Review: “First Among Sequels” by Jasper Fforde

Jurisfiction is the name given to the policing agency within books. Working with the intelligence-gathering capabilities of Text Grand Central, the Prose Resource Operatives at Jurisfiction work tirelessly to maintain the continuity of the narrative within the pages of all the books ever written…

Set in an alternative reality fourteen years after the last book (Something Rotten), the narrative picks up once again on the series’ protagonist Thursday Next. Now a mother of three, with a son named Friday,  and two daughters, Tuesday and Jenny, married to her long time love, Landen, and ‘retired’  from her previously dangerous life as a star Jurisfiction officer. In actual fact, Thursday is still continuing to work as a Jurisfiction officer under the cover of a humble carpet-fitter while smuggling in illegal cheese and selling it on the black market in her spare time.

Having the ability to book jump, a rare thing in Outlanders, Thursday has to deal with training two new operatives, Thursday-5 and Thursday 1-4, her fictional clones, continue working to ensure that narratives are running as smoothly as possible, address the steady decline in readership numbers and work to prevent Pride and Prejudice being turned into a vote-them-off reality book, not dissimilar to Big Brother style, to boost readership figures.

The fifth book in Fforde’s Thursday Next series this is the most marvellous read and welcomed addition to the series. It is tightly written and meticulously plotted with absolution coming in the unconventional ways. The characters are so unique and imaginative – my particular favourites are Pickwick, a dodo, Millon, Thursday’s personal stalker (yes!), and deadly Mrs. Danvers clones who have accumulated to epidemic proportions due to the decline for the need of creepy housekeepers.

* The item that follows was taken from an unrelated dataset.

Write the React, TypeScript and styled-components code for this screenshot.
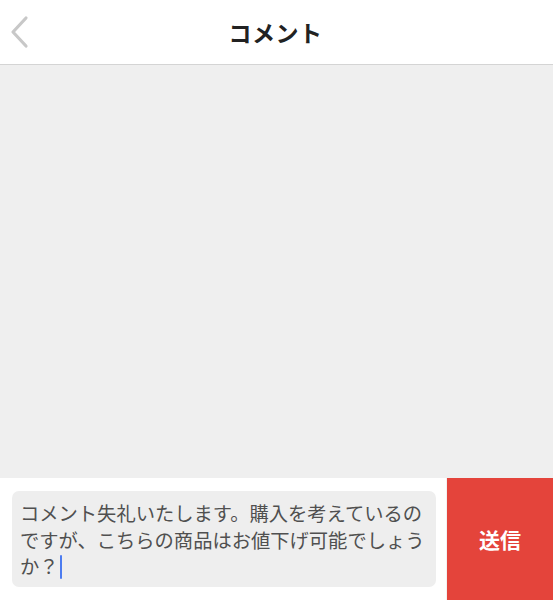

I highly recommend this book, and series, particularly to fellow bibliophiles. The amount of imagination that Fforde uses to explain the book universe is fascinating and highly entertaining. His wordplay and tongue-in-cheek humour will also make you snicker out loud. The only downside of this book and series is that it makes me wish I had an opportunity to join Jurisfiction myself.